Use Swifter to Parallelize tasks.
The swifter library is a Pandas extension that can parallelize certain operations, such as apply
, using multiple cores. To use swifter
, you can call the .swifter.apply
method on a Pandas DataFrame or Series instead of the .apply
method.
Here’s an example of how to use swifter
to parallelize the apply
operation:
import pandas as pd
import swifter
# Create a sample DataFrame
df = pd.DataFrame({'A': [1, 2, 3], 'B': [4, 5, 6]})
# Use the swifter.apply method to parallelize the apply operation
result = df.swifter.apply(lambda x: x['A'] + x['B'])
print(result)
This will output the following Series:
0 5
1 7
2 9
dtype: int64
To compare the performance of the swifter.apply
method with the regular apply
method; you can use the %timeit
magic command in Jupyter. Here’s an example of how to do this:
%timeit df.apply(lambda x: x['A'] + x['B'])
%timeit df.swifter.apply(lambda x: x['A'] + x['B'])
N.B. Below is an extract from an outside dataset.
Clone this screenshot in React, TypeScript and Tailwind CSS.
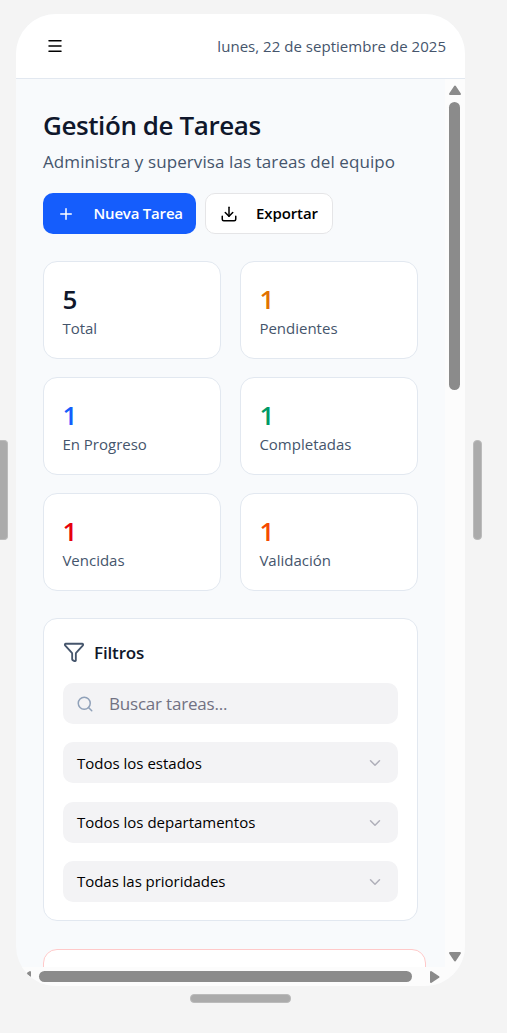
import React from 'react';
import { ChevronDown, Download, Funnel, Menu, Plus, Search } from 'lucide-react';

const stats = [
  { value: 5, label: 'Total', color: 'text-[#0f172b]' },
  { value: 1, label: 'Pendientes', color: 'text-[#e17100]' },
  { value: 1, label: 'En Progreso', color: 'text-[#155dfc]' },
  { value: 1, label: 'Completadas', color: 'text-[#009966]' },
  { value: 1, label: 'Vencidas', color: 'text-[#e7000b]' },
  { value: 1, label: 'Validación', color: 'text-[#f54900]' },
];

const selects = [
  { label: 'Todos los estados', cls: 'mt-[18px] leading-[23px]', text: 'pt-px' },
  { label: 'Todos los departamentos', cls: 'mt-[19px] leading-[23px]', text: '' },
  { label: 'Todas las prioridades', cls: 'mt-[18px] leading-[23px] tracking-[-0.04px]', text: '' },
];

function Header() {
  return (
    <header className="flex h-[65px] shrink-0 items-center justify-between border-b border-[#e2e8f0] bg-white pr-[19px] pl-[30px]">
      <button aria-label="Menú">
        <Menu className="size-[18px] text-black" strokeWidth={2} />
      </button>
      <span className="text-[15px] tracking-[0.03px] text-[#45556c]">lunes, 22 de septiembre de 2025</span>
    </header>
  );
}

function Stat({ value, label, color }: { value: number; label: string; color: string }) {
  return (
    <div className="flex h-[98px] flex-col rounded-[14px] border border-[#e2e8f0] bg-white pt-[22px] pl-[18.4px]">
      <span className={`h-[31px] text-[26px] leading-[30px] font-semibold ${color}`}>{value}</span>
      <span className="text-[15px] leading-[26px] text-[#45556c]">{label}</span>
    </div>
  );
}

function Filters() {
  return (
    <section className="mt-[27px] h-[303px] w-[375px] rounded-[14px] border border-[#e2e8f0] bg-white px-[19px] pt-[21px]">
      <div className="flex h-6 items-center gap-[9px]">
        <Funnel className="mb-px size-[22px] text-[#45556c]" strokeWidth={2} />
        <h2 className="pt-[2px] text-[17px] font-semibold tracking-[-0.15px] text-[#0f172b]">Filtros</h2>
      </div>
      <div className="mt-[19px] flex h-[41px] items-center rounded-[10px] bg-[#f3f3f5] pl-[13px]">
        <Search className="size-[18px] text-[#90a1b9]" />
        <span className="ml-[15px] pt-px text-[17px] tracking-[-0.2px] text-[#717182]">Buscar tareas...</span>
      </div>
      {selects.map((s) => (
        <div
          key={s.label}
          className={`flex h-[41px] items-center justify-between rounded-[10px] bg-[#f3f3f5] pr-[14px] pl-[14px] text-[15px] text-black ${s.cls}`}
        >
          <span className={s.text}>{s.label}</span>
          <ChevronDown className="size-[18px] text-[#b0b0ba]" />
        </div>
      ))}
    </section>
  );
}

function VerticalScrollbar() {
  return (
    <div className="flex w-5 shrink-0 flex-col items-center bg-[#fcfcfc] pt-[6px] pb-[5px]">
      <svg className="mr-px h-[11px] w-[14px]" viewBox="0 0 14 11">
        <path d="M7 1.5 12 9H2Z" fill="#8b8b8b" stroke="#8b8b8b" strokeWidth="2" strokeLinejoin="round" />
      </svg>
      <div className="mt-[6px] mr-px h-[288px] w-[11px] rounded-full bg-[#8b8b8b]" />
      <svg className="mt-auto mr-px h-[11px] w-[14px]" viewBox="0 0 14 11">
        <path d="M7 9.5 12 2H2Z" fill="#8b8b8b" stroke="#8b8b8b" strokeWidth="2" strokeLinejoin="round" />
      </svg>
    </div>
  );
}

function HorizontalScrollbar() {
  return (
    <div className="flex h-[19px] shrink-0 items-center bg-[#fcfcfc] pl-[5px]">
      <svg className="h-[14px] w-[10px]" viewBox="0 0 10 14">
        <path d="M1.5 7 9 2V12Z" fill="#8b8b8b" stroke="#8b8b8b" strokeWidth="2" strokeLinejoin="round" />
      </svg>
      <div className="ml-2 h-[11px] w-[373px] rounded-full bg-[#8b8b8b]" />
      <svg className="ml-[18px] h-[14px] w-[10px]" viewBox="0 0 10 14">
        <path d="M8.5 7 1 2V12Z" fill="#8b8b8b" stroke="#8b8b8b" strokeWidth="2" strokeLinejoin="round" />
      </svg>
    </div>
  );
}

export default function App() {
  return (
    <div className="flex h-[1033px] w-[507px] flex-col overflow-hidden bg-[#f4f4f4] pt-[14px] font-['Open_Sans','Noto_Sans',sans-serif]">
      <div className="flex h-[972px] items-center">
        <div className="mt-[-20px] mr-[8px] h-[100px] w-2 rounded-r-[4px] border border-l-0 border-[#bbbbbb] bg-[#ababab]" />
        <div className="flex h-[972px] w-[449px] shrink-0 flex-col overflow-hidden rounded-[40px] bg-[#f8fafc]">
          <Header />
          <div className="flex min-h-0 flex-1">
            <main className="flex min-w-0 flex-1 flex-col overflow-hidden pt-[29px] pl-[27px]">
              <h1 className="h-[37px] shrink-0 text-[26px] leading-[34px] font-semibold tracking-[-0.42px] whitespace-nowrap text-[#0f172b]">Gestión de Tareas</h1>
              <p className="h-7 shrink-0 text-[17px] leading-[34px] tracking-[0.09px] whitespace-nowrap text-[#45556c]">Administra y supervisa las tareas del equipo</p>
              <div className="mt-5 flex h-[41px] shrink-0 gap-[9px] text-[15px] font-semibold">
                <button className="flex w-[153px] items-center rounded-[10px] bg-[#155dfc] pl-[14px] text-white">
                  <Plus className="size-[18px]" />
                  <span className="ml-[18.5px] tracking-[-0.2px]">Nueva Tarea</span>
                </button>
                <button className="flex w-[128px] items-center rounded-[10px] border border-[#e5e5e7] bg-white pl-[14px] text-black">
                  <Download className="size-[18px]" />
                  <span className="ml-[18px] tracking-[-0.1px]">Exportar</span>
                </button>
              </div>
              <div className="mt-[27px] grid w-[375px] shrink-0 grid-cols-[178px_178px] gap-x-[19px] gap-y-[18px]">
                {stats.map((s) => (
                  <Stat key={s.label} {...s} />
                ))}
              </div>
              <div className="shrink-0">
                <Filters />
              </div>
              <div className="mt-7 h-[60px] w-[383px] shrink-0 rounded-[14px] border border-[#ffc9c9] bg-white" />
            </main>
            <VerticalScrollbar />
          </div>
          <HorizontalScrollbar />
        </div>
        <div className="mt-[-20px] ml-[8px] h-[100px] w-[9px] rounded-[4px] border border-[#bbbbbb] bg-[#ababab]" />
      </div>
      <div className="mt-2 ml-[190px] h-[9px] w-[101px] rounded-[4px] border border-[#bbbbbb] bg-[#ababab]" />
    </div>
  );
}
On a large dataset, you should see that the swifter.apply
method is significantly faster than the regular apply
method.
Like Numba, swifter
also may not always speed up Pandas operations. Again you should test the performance of your swifter
operations to ensure that they are actually faster.
Final thoughts
Big datasets are unavoidable today. Everything generates data. Everything from your watch to your local weather station.
When analyzing large datasets in Pandas, you’d almost always bang your head against the wall for performance issues. In fact, Pandas library is already optimized for performance. It has excellent vectorized operations inbuilt and implementations in C.
But this post has a few tips to improve its performance further. With these techniques, you can achieve better results faster.